祖母躺在床上,气息微弱,但眼睛却异常明亮。见丽菲进来,她艰难地招手示意她靠近。
“菲菲,人之将死,其言也善,我当年财迷心窍...建国他...”祖母的声音如同风中残烛,“他可能压了我的魄...”
丽菲如遭雷击:“为什么?”
“他怕我说出...他爹的死...”祖母断断续续地讲述了一段隐秘往事。
原来,林建国的父亲并非自然死亡,而是因为发现儿子挪用扶贫款,气愤之下突发心梗。当时林建国本可施救,却故意延误,眼睁睁看父亲死去。这一幕恰好被路过的祖母看见。当时林建国用钱收买祖母保密,但始终觉得是心头大患。
祖母去世了。丽菲悲痛之余,更加恐惧——如果村长真的压了祖母的魄,现在祖母走了,下一个会不会轮到自己?
深夜守灵时,丽菲注意到窗外有人影晃动,她没有声张。
她假装一切如常,却在暗中收集证据。她买了微型摄像头,藏在后山窑场那处埋罐的地方;她联系了镇上的警察同学,说明情况;她还悄悄走访了近几年莫名死亡的村民家属,发现他们都有与林建国利益冲突的经历。她还蹲守理发店,顺便收集到了林建国的头发。

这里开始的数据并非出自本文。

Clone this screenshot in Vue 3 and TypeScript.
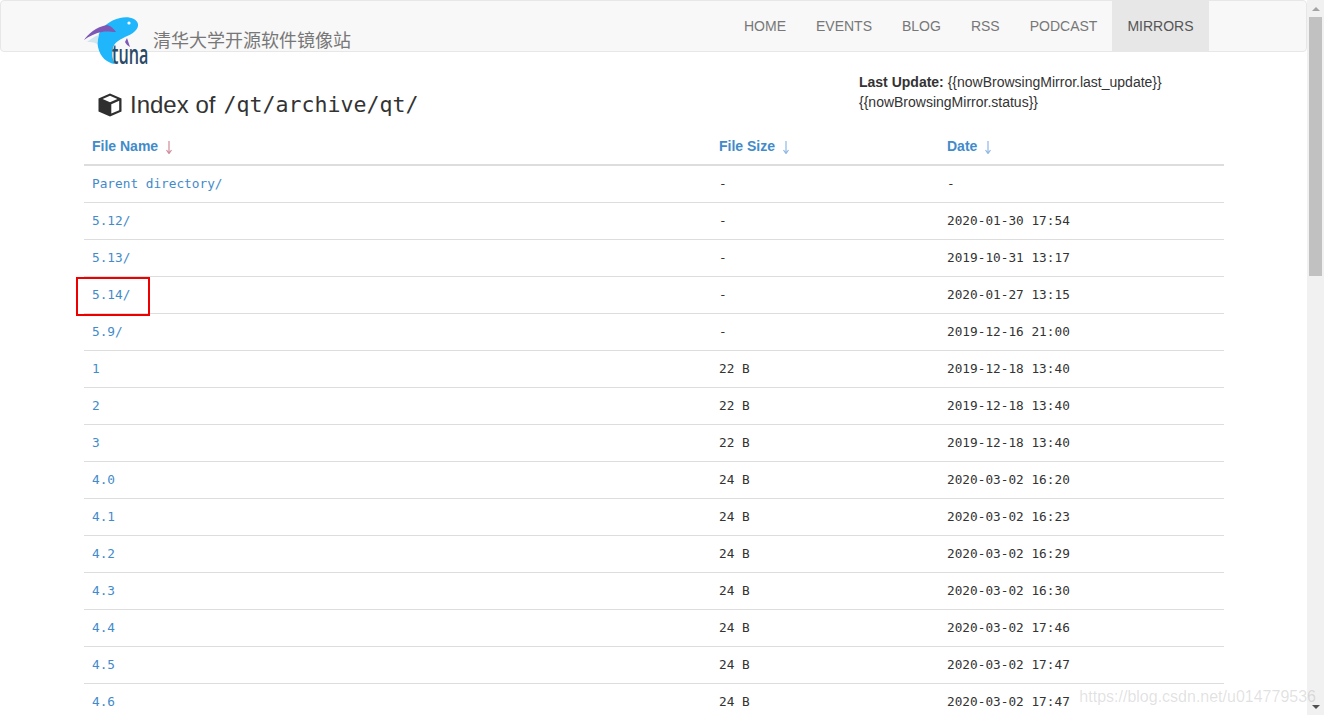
<template>
  <div class="page">
    <div class="content">
      <nav class="navbar">
        <div class="nav-inner">
          <a class="brand">
            <svg class="logo" viewBox="0 0 66 52" width="66" height="52">
              <path class="fish" d="M36 2 C45 0 53 3 54 8 C55 13 49 18 41 21 C35 24 30 27 29 32 C28 38 28 43 31 48 C23 47 16 41 14 31 C12 21 16 13 23 8 C27 5 31 3 36 2 Z" />
              <path class="fin-pale" d="M3 26 C7 23 11 20 15 19 L13 28 C10 26 6 26 3 26 Z" />
              <path class="fin" d="M0 24 C4 18 12 11 23 9 C27 10 30 13 32 16 C28 16 22 15 18 16 C12 17 5 20 0 24 Z" />
              <path class="fin" d="M43 22 C44 25 45 28 46 31 C44 30 42 28 41 26 Z" />
              <circle class="eye" cx="45" cy="7" r="1.6" />
              <text class="tuna" transform="translate(28 48) scale(0.6 1)">tuna</text>
            </svg>
            <span class="brand-name">清华大学开源软件镜像站</span>
          </a>
          <ul class="nav-links">
            <li v-for="item in navItems" :key="item" :class="{ active: item === 'MIRRORS' }">{{ item }}</li>
          </ul>
        </div>
      </nav>

      <div class="container">
        <div class="title-row">
          <h3 class="title">
            <svg class="cube" viewBox="0 0 24 24" width="24" height="24">
              <path d="M12 0.5 L23.5 5.5 V18.5 L12 23.5 L0.5 18.5 V5.5 Z M12 2.8 L4.6 6 L12 9.2 L19.4 6 Z M13.3 11.2 V20.6 L21.2 17.2 V7.8 Z" fill-rule="evenodd" />
            </svg>
            <span>Index of</span>
            <span class="path">/qt/archive/qt/</span>
          </h3>
          <div class="status">
            <div><b>Last Update:</b> {{ lastUpdate }}</div>
            <div>{{ mirrorStatus }}</div>
          </div>
        </div>

        <table class="files">
          <thead>
            <tr>
              <th class="col-name">
                File Name
                <svg class="arrow red" viewBox="0 0 8 13" width="8" height="13"><path d="M4 0 V12 M1.5 9 L4 12.5 L6.5 9" /></svg>
              </th>
              <th class="col-size">
                File Size
                <svg class="arrow" viewBox="0 0 8 13" width="8" height="13"><path d="M4 0 V12 M1.5 9 L4 12.5 L6.5 9" /></svg>
              </th>
              <th class="col-date">
                Date
                <svg class="arrow" viewBox="0 0 8 13" width="8" height="13"><path d="M4 0 V12 M1.5 9 L4 12.5 L6.5 9" /></svg>
              </th>
            </tr>
          </thead>
          <tbody>
            <tr v-for="row in rows" :key="row.name">
              <td>
                <a class="file-link" :class="{ marked: row.name === '5.14/' }">{{ row.name }}</a>
              </td>
              <td>{{ row.size }}</td>
              <td>{{ row.date }}</td>
            </tr>
          </tbody>
        </table>
      </div>
    </div>

    <div class="scrollbar">
      <div class="sb-btn"><span class="tri up"></span></div>
      <div class="sb-track"><div class="sb-thumb"></div></div>
      <div class="sb-btn"><span class="tri down"></span></div>
    </div>

    <div class="watermark">https://blog.csdn.net/u014779536</div>
  </div>
</template>

<script setup lang="ts">
interface FileRow {
  name: string;
  size: string;
  date: string;
}

const navItems = ['HOME', 'EVENTS', 'BLOG', 'RSS', 'PODCAST', 'MIRRORS'];

const lastUpdate = '{{nowBrowsingMirror.last_update}}';
const mirrorStatus = '{{nowBrowsingMirror.status}}';

const rows: FileRow[] = [
  { name: 'Parent directory/', size: '-', date: '-' },
  { name: '5.12/', size: '-', date: '2020-01-30 17:54' },
  { name: '5.13/', size: '-', date: '2019-10-31 13:17' },
  { name: '5.14/', size: '-', date: '2020-01-27 13:15' },
  { name: '5.9/', size: '-', date: '2019-12-16 21:00' },
  { name: '1', size: '22 B', date: '2019-12-18 13:40' },
  { name: '2', size: '22 B', date: '2019-12-18 13:40' },
  { name: '3', size: '22 B', date: '2019-12-18 13:40' },
  { name: '4.0', size: '24 B', date: '2020-03-02 16:20' },
  { name: '4.1', size: '24 B', date: '2020-03-02 16:23' },
  { name: '4.2', size: '24 B', date: '2020-03-02 16:29' },
  { name: '4.3', size: '24 B', date: '2020-03-02 16:30' },
  { name: '4.4', size: '24 B', date: '2020-03-02 17:46' },
  { name: '4.5', size: '24 B', date: '2020-03-02 17:47' },
  { name: '4.6', size: '24 B', date: '2020-03-02 17:47' },
];
</script>

<style>
html,
body {
  margin: 0;
  height: 100%;
  overflow: hidden;
  background: #fff;
}
</style>

<style scoped>
.page {
  position: relative;
  display: flex;
  height: 100vh;
  overflow: hidden;
  font-family: "Liberation Sans", Arial, sans-serif;
  font-size: 14px;
  line-height: 20px;
  color: #333;
}

.content {
  flex: 1;
  min-width: 0;
  overflow: hidden;
}

.navbar {
  box-sizing: border-box;
  height: 52px;
  background: #f8f8f8;
  border: 1px solid #e7e7e7;
  border-radius: 4px;
}

.nav-inner {
  display: flex;
  justify-content: space-between;
  padding: 0 97.5px 0 83px;
}

.brand {
  display: flex;
  align-items: flex-start;
  height: 50px;
}

.logo {
  flex: none;
  margin-top: 15px;
  overflow: visible;
}

.fish {
  fill: #1fb6fb;
}

.fin {
  fill: #7d58b4;
}

.fin-pale {
  fill: #cfe6ee;
}

.eye {
  fill: #fff;
}

.tuna {
  font-family: "Open Sans", "Liberation Sans", sans-serif;
  font-size: 27px;
  font-weight: 600;
  fill: #2b4a68;
}

.brand-name {
  margin: 28px 0 0 3px;
  font-family: "Noto Sans CJK SC", sans-serif;
  font-size: 18px;
  line-height: 20px;
  color: #777;
}

.nav-links {
  display: flex;
  margin: 0;
  padding: 0;
  list-style: none;
}

.nav-links li {
  padding: 15px 15px;
  height: 20px;
  line-height: 20px;
  color: #777;
}

.nav-links li.active {
  color: #555;
  background: #e7e7e7;
}

.container {
  padding: 0 83px 0 84px;
}

.title-row {
  display: flex;
  justify-content: space-between;
  height: 76px;
}

.title {
  display: flex;
  align-items: center;
  gap: 8px;
  height: 33px;
  margin: 36px 0 0 14px;
  font-size: 24px;
  font-weight: 400;
  line-height: 33px;
}

.cube {
  fill: #2f2f2f;
}

.path {
  font-family: "DejaVu Sans Mono", monospace;
  font-size: 21.6px;
}

.status {
  width: 365px;
  margin-top: 20px;
}

.files {
  width: 1140px;
  border-collapse: collapse;
  table-layout: fixed;
}

.col-name {
  width: 611px;
}

.col-size {
  width: 212px;
}

th {
  height: 20px;
  padding: 8px;
  border-bottom: 2px solid #ddd;
  color: #428bca;
  text-align: left;
  font-weight: 700;
  line-height: 20px;
}

.arrow {
  margin-left: 3px;
  vertical-align: -3px;
  fill: none;
  stroke: #8fb8e4;
  stroke-width: 1.2;
}

.arrow.red {
  stroke: #cf8c9a;
}

td {
  height: 20px;
  padding: 8px;
  border-top: 1px solid #ddd;
  font-family: "DejaVu Sans Mono", monospace;
  font-size: 12.75px;
  line-height: 20px;
  white-space: nowrap;
}

.file-link {
  position: relative;
  color: #428bca;
}

.file-link.marked::after {
  content: "";
  position: absolute;
  left: -16px;
  top: -10px;
  width: 70px;
  height: 35px;
  border: 2px solid #ee0000;
}

.watermark {
  position: absolute;
  right: 8px;
  bottom: 8px;
  font-size: 16px;
  white-space: nowrap;
  color: rgba(120, 120, 120, 0.22);
}

.scrollbar {
  display: flex;
  flex: none;
  flex-direction: column;
  width: 17px;
  background: #f1f1f1;
}

.sb-btn {
  display: flex;
  flex: none;
  align-items: center;
  justify-content: center;
  height: 17px;
}

.sb-track {
  flex: 1;
}

.sb-thumb {
  width: 13px;
  height: 259px;
  margin-left: 2px;
  background: #c1c1c1;
}

.tri {
  width: 0;
  height: 0;
  border-left: 4px solid transparent;
  border-right: 4px solid transparent;
}

.tri.up {
  border-bottom: 4px solid #a3a3a3;
}

.tri.down {
  border-top: 4px solid #505050;
}
</style>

最重要的突破来自小军。张寡妇的儿子终于告诉丽菲,母亲昏迷前曾说过“村长...后山...罐子”这几个词。
一切证据都指向林建国,但丽菲需要一个确凿的证据链。
转机出现在一周后。丽菲发现林建国又在黄昏时分偷偷去了后山。她远程启动摄像头,果然拍到他挖出一个罐子,添加了什么后又重新埋回去。
当晚,丽菲带着警察同学和几个村民,突袭了后山窑场。在林建国埋罐的地方,他们挖出了七个黑陶罐,每个对应一个近年死亡的村民,最后一个赫然写着林丽菲的名字和生辰。
“建国叔,为什么?”丽菲痛心疾首地问。
林建国开始不承认,却突然鬼附身一样面色灰白:“你们不懂!村里要发展,就要清除那些绊脚石!张寡妇不肯卖地,老王头阻挠修路,你奶奶...她知道的太多...”
他疯狂地讲述着自己如何用祖传的邪术清除阻碍,认为这是在为村庄进步做“必要牺牲”。没人知道是什么原因,也许是天意,也许是被他害死的冤魂。
警察虽然给林建国戴上了手铐,但觉得没有直接证据证明他杀了人,迷信不可能作为证据,法院只会判他贪污。林建国得意地大笑,挑衅所有受害者家属。
这时,他突然又鬼附身一样魔怔了,挣脱警察,冲向那个写着丽菲名字的罐子,似乎想毁掉它。在争夺中,罐子摔碎在地。
出乎所有人意料,罐子里除了丽菲的照片和生辰字条,还有一撮林建国自己的头发。
“不!这不可能!”林建国惊恐地看着那些头发,“我明明放的是...”
他忽然明白过来,颤抖着指向丽菲:“你调包了?”
丽菲静静地看着他:“以彼之道,还施彼身。”
原来,丽菲早已暗中调换了罐子内容,将林建国自己的头发放了进去。按照那本《乡俗杂录》的说法,压魄术若反噬,施术者将自食其果。
林建国突然惨叫一声,双手掐住自己的脖子,眼球凸出,仿佛有无形的手在扼杀他。警察试图按住他,他却力大无穷地挣扎着,口中吐出白沫,最终昏死过去。
林建国被送往医院,诊断为急性精神分裂症,但丽菲已有计划,她要林建国永远活在反噬和自我折磨中,生不如死。
丽菲站在老槐树下,看着村民们将那些压魄罐集中焚烧。黑烟升腾,似乎有什么东西随之消散在春风中。
她想起祖母册子上的最后一段话:“压魄之邪,不在术法,而在人心之恶。魂灵本自在,何须土中埋?”